Pour illustrer cette différence marquante, pas de meilleur exemple que l’existence du Diyanet. Cette puissante administration – la Présidence des affaires religieuses – est placée sous l’autorité du président de la République turque. Avec quelque 140 000 fonctionnaires et 1,2 milliard d’euros de budget, elle s’occupe de la gestion des imams (salariés par l’État), donne le thème du sermon prononcé dans les mosquées le vendredi, jour de grande prière des musulmans, et assure la diffusion de l’islam turc à travers le monde, notamment en envoyant des imams à l’étranger.
« Les débats se posent donc de manière différente en Turquie et en France, même s’il y a des points communs, notamment concernant le débat sur le port du voile », répète Didier Billion. « Il y a des points communs, mais dans un environnement culturel totalement différent : la France n’est pas un pays culturellement musulman, alors que la Turquie l’est depuis des siècles. »
Par ailleurs, note le spécialiste de la Turquie, la multiplication des référents politiques religieux par Erdogan répond à une volonté de « rappeler la grandeur de l’Empire ottoman ». La réouverture de la basilique Sainte-Sophie au culte musulman, en juillet 2020, s’inscrivait dans cette logique.
Initialement lieu de culte orthodoxe, la basilique Sainte-Sophie a ensuite été dédiée au culte musulman après la conquête d’Istanbul (ex-Constantinople) en 1453, puis rendue à des activités culturelles, au sens artistique, dès les années 1920.
>> La basilique Sainte-Sophie, la « merveille des merveilles » aux trois vies
Monument emblématique d’Istanbul, symbole de la république laïque voulue par Mustafa Kemal Atatürk, la basilique Sainte-Sophie est donc devenue mosquée après un décret du Conseil d’État turc.

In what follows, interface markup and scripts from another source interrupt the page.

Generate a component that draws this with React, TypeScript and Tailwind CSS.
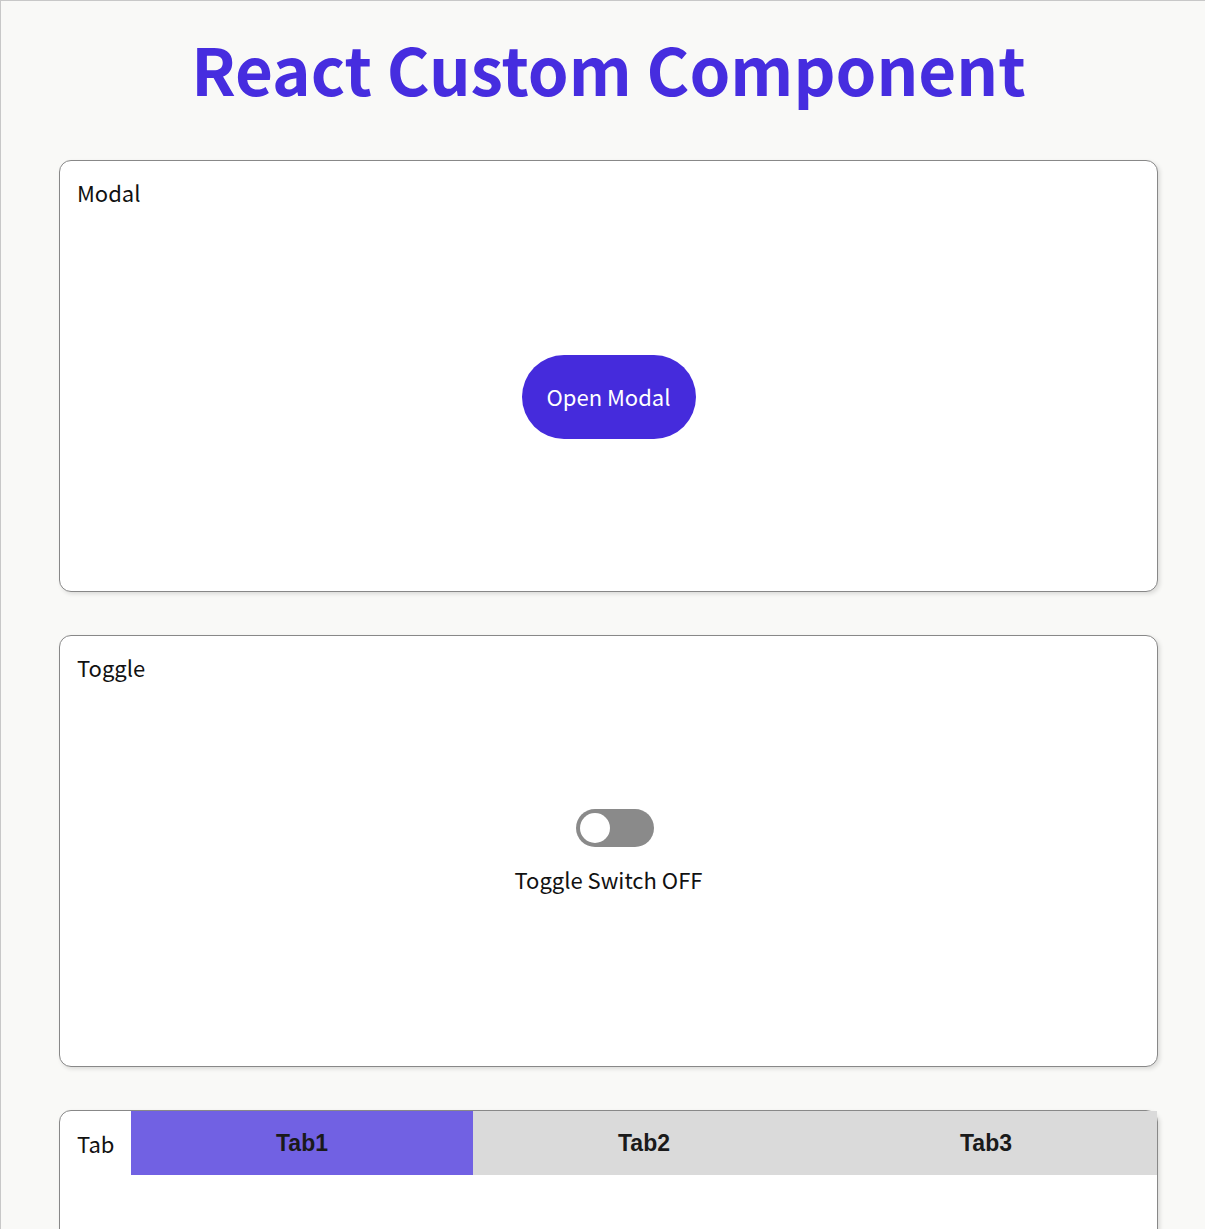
import { useState } from "react";

const sans = "font-['Noto_Sans_CJK_KR','Noto_Sans',sans-serif]";

const Card = ({ title, children }: { title: string; children: React.ReactNode }) => (
  <section className="flex flex-col h-[432px] bg-white border border-[#888] rounded-xl shadow-[2px_2px_4px_rgba(0,0,0,0.12)]">
    <div className="h-[63px] flex items-center pl-[17px] text-[22px] text-[#111]">{title}</div>
    {children}
  </section>
);

const App = () => {
  const [on, setOn] = useState(false);
  const [tab, setTab] = useState(0);
  const tabs = ["Tab1", "Tab2", "Tab3"];

  return (
    <div className={`min-h-screen bg-[#f9f9f7] border-l border-t border-[#c8c8c8] ${sans}`}>
      <div className="ml-[58px] w-[1099px] pt-[34px] pb-10">
        <h1 className="text-center text-[65.4px] leading-none font-bold text-[#462ddf] mb-[60px]">
          React Custom Component
        </h1>

        <div className="flex flex-col gap-[43px]">
          <Card title="Modal">
            <div className="flex-1 flex items-center justify-center pb-[22px]">
              <button className="w-[174px] h-[84px] rounded-full bg-[#452bdc] text-white text-[22px]">
                Open Modal
              </button>
            </div>
          </Card>

          <Card title="Toggle">
            <div className="flex-1 flex flex-col items-center justify-center pb-[60px]">
              <button
                onClick={() => setOn(!on)}
                className={`ml-3 w-[78px] h-[38px] rounded-full p-1 flex ${on ? "bg-[#452bdc] justify-end" : "bg-[#8a8a8a] justify-start"}`}
              >
                <span className="w-[30px] h-[30px] rounded-full bg-white" />
              </button>
              <p className="mt-4 text-[22px] text-[#111]">Toggle Switch {on ? "ON" : "OFF"}</p>
            </div>
          </Card>

          <section className="h-[432px] bg-white border border-[#888] rounded-xl shadow-[2px_2px_4px_rgba(0,0,0,0.12)]">
            <div className="flex">
              <div className="w-[71px] h-[64px] flex items-center pl-[17px] text-[22px] text-[#111]">Tab</div>
              <div className="flex-1 grid grid-cols-3">
                {tabs.map((t, i) => (
                  <button
                    key={t}
                    onClick={() => setTab(i)}
                    className={`h-[64px] font-['Liberation_Sans',Arial,sans-serif] font-bold text-[23px] text-[#1a1a1a] ${i === tab ? "bg-[#7161e3]" : "bg-[#dadada]"}`}
                  >
                    {t}
                  </button>
                ))}
              </div>
            </div>
          </section>
        </div>
      </div>
    </div>
  );
};

export default App;
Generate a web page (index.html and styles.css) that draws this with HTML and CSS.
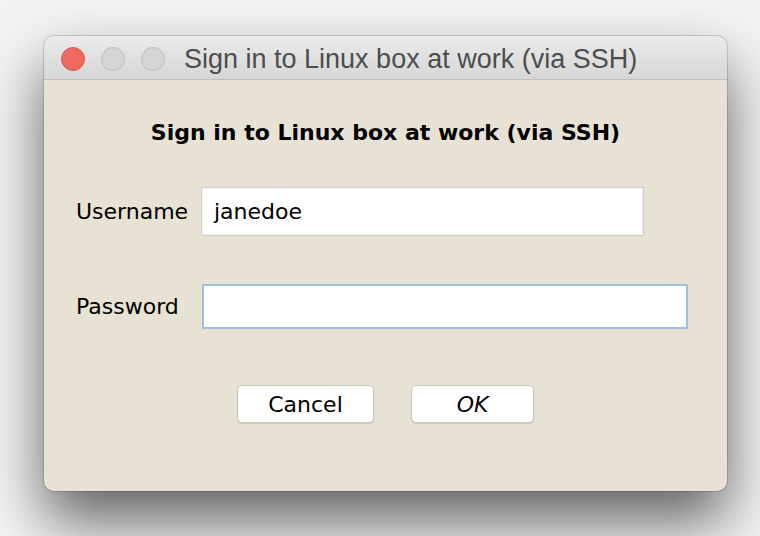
FILE: index.html
```html
<!DOCTYPE html>
<html>
<head>
<meta charset="utf-8">
<link rel="stylesheet" href="styles.css">
</head>
<body>
<div class="desk">
  <div class="window">
    <div class="titlebar">
      <div class="lights">
        <span class="light close"></span>
        <span class="light"></span>
        <span class="light"></span>
      </div>
      <div class="title">Sign in to Linux box at work (via SSH)</div>
    </div>
    <div class="content">
      <h1 class="heading">Sign in to Linux box at work (via SSH)</h1>
      <div class="row row-user">
        <label class="label">Username</label>
        <div class="field field-user">janedoe</div>
      </div>
      <div class="row row-pass">
        <label class="label">Password</label>
        <div class="field field-pass"></div>
      </div>
      <div class="buttons">
        <button class="btn btn-cancel">Cancel</button>
        <button class="btn btn-ok">OK</button>
      </div>
    </div>
  </div>
</div>
</body>
</html>
```
FILE: styles.css
```css
html, body {
  margin: 0;
  padding: 0;
}
body {
  width: 760px;
  height: 536px;
  background: #f3f3f3;
  overflow: hidden;
}
.desk {
  padding: 36px 0 0 44px;
}
.window {
  width: 683px;
  height: 455px;
  border-radius: 10px;
  overflow: hidden;
  background: #e8e2d4;
  box-shadow: 0 0 0 1px rgba(0,0,0,0.14), 0 30px 60px rgba(0,0,0,0.6);
  display: flex;
  flex-direction: column;
}
.titlebar {
  height: 43px;
  flex: none;
  background: linear-gradient(#ebebeb, #d6d6d6);
  border-bottom: 1px solid #c0c0c0;
  display: flex;
  align-items: center;
}
.lights {
  display: flex;
  gap: 16px;
  padding-left: 17px;
  padding-top: 2px;
}
.light {
  width: 24px;
  height: 24px;
  border-radius: 50%;
  box-sizing: border-box;
  background: #d5d5d5;
  border: 1px solid #bdbdbd;
}
.light.close {
  background: #ee6a5e;
  border-color: #d65a4f;
}
.title {
  margin-left: 19px;
  padding-top: 3px;
  font-family: "Liberation Sans", Arial, sans-serif;
  font-size: 27px;
  color: #4d4d4d;
  white-space: nowrap;
}
.content {
  flex: 1;
  font-family: "DejaVu Sans", "Liberation Sans", sans-serif;
  color: #000;
  padding: 0 0 0 32px;
}
.heading {
  margin: 40px 32px 0 0;
  font-size: 22px;
  font-weight: bold;
  text-align: center;
  line-height: 26px;
}
.row {
  display: flex;
  align-items: center;
}
.row-user {
  margin-top: 41px;
}
.row-pass {
  margin-top: 48px;
}
.label {
  font-size: 22px;
  width: 125px;
  flex: none;
}
.field {
  background: #fff;
  box-sizing: border-box;
  font-size: 22px;
  padding-left: 12px;
  display: flex;
  align-items: center;
}
.field-user {
  width: 443px;
  height: 49px;
  border: 1px solid #cfcfcf;
  box-shadow: inset 0 0 0 1px #f4f4f4;
}
.field-pass {
  width: 486px;
  height: 45px;
  margin-left: 1px;
  border: 2px solid #9fbfdc;
}
.buttons {
  display: flex;
  justify-content: center;
  gap: 37px;
  margin: 56px 32px 0 0;
}
.btn {
  font-family: "DejaVu Sans", "Liberation Sans", sans-serif;
  font-size: 22px;
  color: #000;
  background: #fff;
  border: 1px solid #c8c4bc;
  border-radius: 5px;
  height: 38px;
  box-shadow: 0 1px 1px rgba(0,0,0,0.12);
  padding: 0;
}
.btn-cancel {
  width: 137px;
}
.btn-ok {
  width: 123px;
  font-style: italic;
}
```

Une décision justifiée par Erdogan par la nécessité pour la Turquie de se « réapproprier son passé, et son histoire dans sa dimension religieuse », cite Didier Billion.
Dans une tribune publiée dans le Monde, l’écrivain turc Nedim Gürsel considérait cette décision comme un énième indice du recul de la laïcité dans son pays d’origine.